What you should do - Which lines below hold the word "React"? Copy all of them.

## Start

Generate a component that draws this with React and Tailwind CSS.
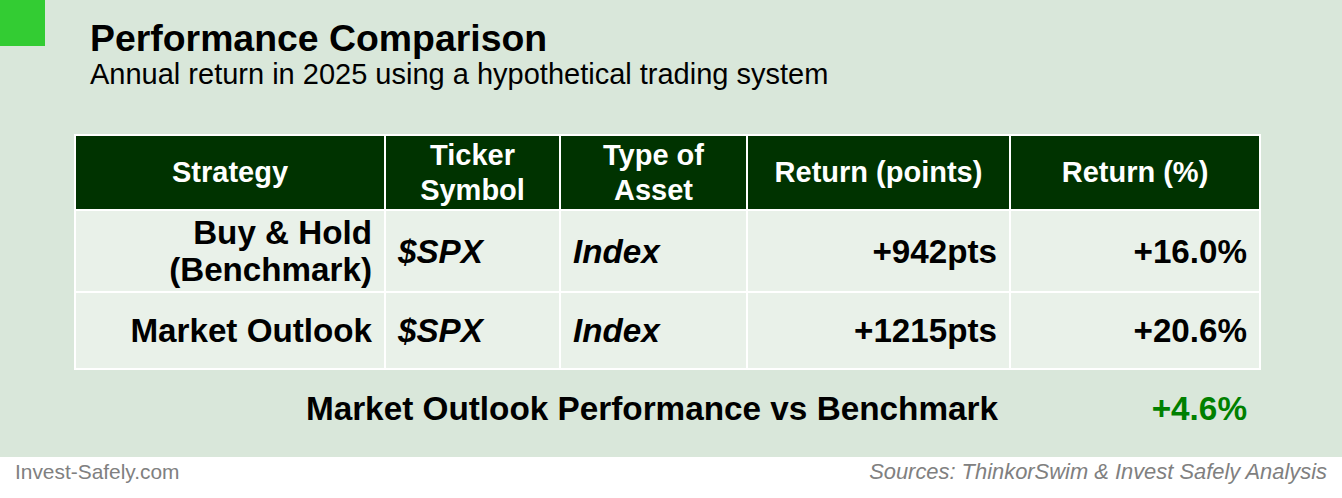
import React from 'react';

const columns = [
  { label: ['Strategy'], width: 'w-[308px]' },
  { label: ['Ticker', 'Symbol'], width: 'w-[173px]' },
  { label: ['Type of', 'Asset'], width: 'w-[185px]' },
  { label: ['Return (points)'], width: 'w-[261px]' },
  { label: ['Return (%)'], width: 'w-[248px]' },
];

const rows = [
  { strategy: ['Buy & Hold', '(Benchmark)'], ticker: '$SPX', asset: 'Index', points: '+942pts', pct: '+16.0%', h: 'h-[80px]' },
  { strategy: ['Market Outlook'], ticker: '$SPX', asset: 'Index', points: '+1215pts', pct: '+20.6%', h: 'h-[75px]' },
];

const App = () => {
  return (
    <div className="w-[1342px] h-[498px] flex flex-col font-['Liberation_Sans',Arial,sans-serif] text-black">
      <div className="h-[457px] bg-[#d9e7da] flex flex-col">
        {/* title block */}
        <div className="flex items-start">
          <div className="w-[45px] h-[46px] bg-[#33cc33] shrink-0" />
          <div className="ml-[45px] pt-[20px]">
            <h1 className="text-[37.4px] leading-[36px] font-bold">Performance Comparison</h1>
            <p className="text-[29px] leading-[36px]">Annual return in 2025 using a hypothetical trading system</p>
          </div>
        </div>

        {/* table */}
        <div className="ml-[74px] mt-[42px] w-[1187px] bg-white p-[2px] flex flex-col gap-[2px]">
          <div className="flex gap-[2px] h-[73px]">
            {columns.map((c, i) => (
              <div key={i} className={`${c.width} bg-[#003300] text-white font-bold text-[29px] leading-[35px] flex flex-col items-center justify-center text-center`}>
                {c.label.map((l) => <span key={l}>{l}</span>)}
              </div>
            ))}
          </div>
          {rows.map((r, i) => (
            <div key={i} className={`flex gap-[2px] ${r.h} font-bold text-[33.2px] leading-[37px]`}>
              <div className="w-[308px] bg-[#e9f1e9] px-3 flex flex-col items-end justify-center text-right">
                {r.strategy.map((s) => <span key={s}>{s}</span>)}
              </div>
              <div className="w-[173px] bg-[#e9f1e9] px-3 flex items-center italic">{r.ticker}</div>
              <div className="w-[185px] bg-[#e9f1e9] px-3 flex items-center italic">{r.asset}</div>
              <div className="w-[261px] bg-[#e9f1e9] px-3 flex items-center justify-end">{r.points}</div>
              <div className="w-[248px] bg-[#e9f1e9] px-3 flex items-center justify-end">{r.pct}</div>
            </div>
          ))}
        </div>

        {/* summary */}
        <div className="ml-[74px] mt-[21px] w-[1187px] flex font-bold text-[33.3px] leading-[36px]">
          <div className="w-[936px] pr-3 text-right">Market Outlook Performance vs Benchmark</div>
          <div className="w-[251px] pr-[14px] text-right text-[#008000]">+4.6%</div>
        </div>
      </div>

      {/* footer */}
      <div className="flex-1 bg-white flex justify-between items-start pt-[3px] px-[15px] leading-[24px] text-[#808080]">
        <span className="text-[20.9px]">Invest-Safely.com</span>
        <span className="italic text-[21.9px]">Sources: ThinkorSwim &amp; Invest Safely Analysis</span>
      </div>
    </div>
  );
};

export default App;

## End

Output of the task -
Generate a component that draws this with React and Tailwind CSS.
import React from 'react';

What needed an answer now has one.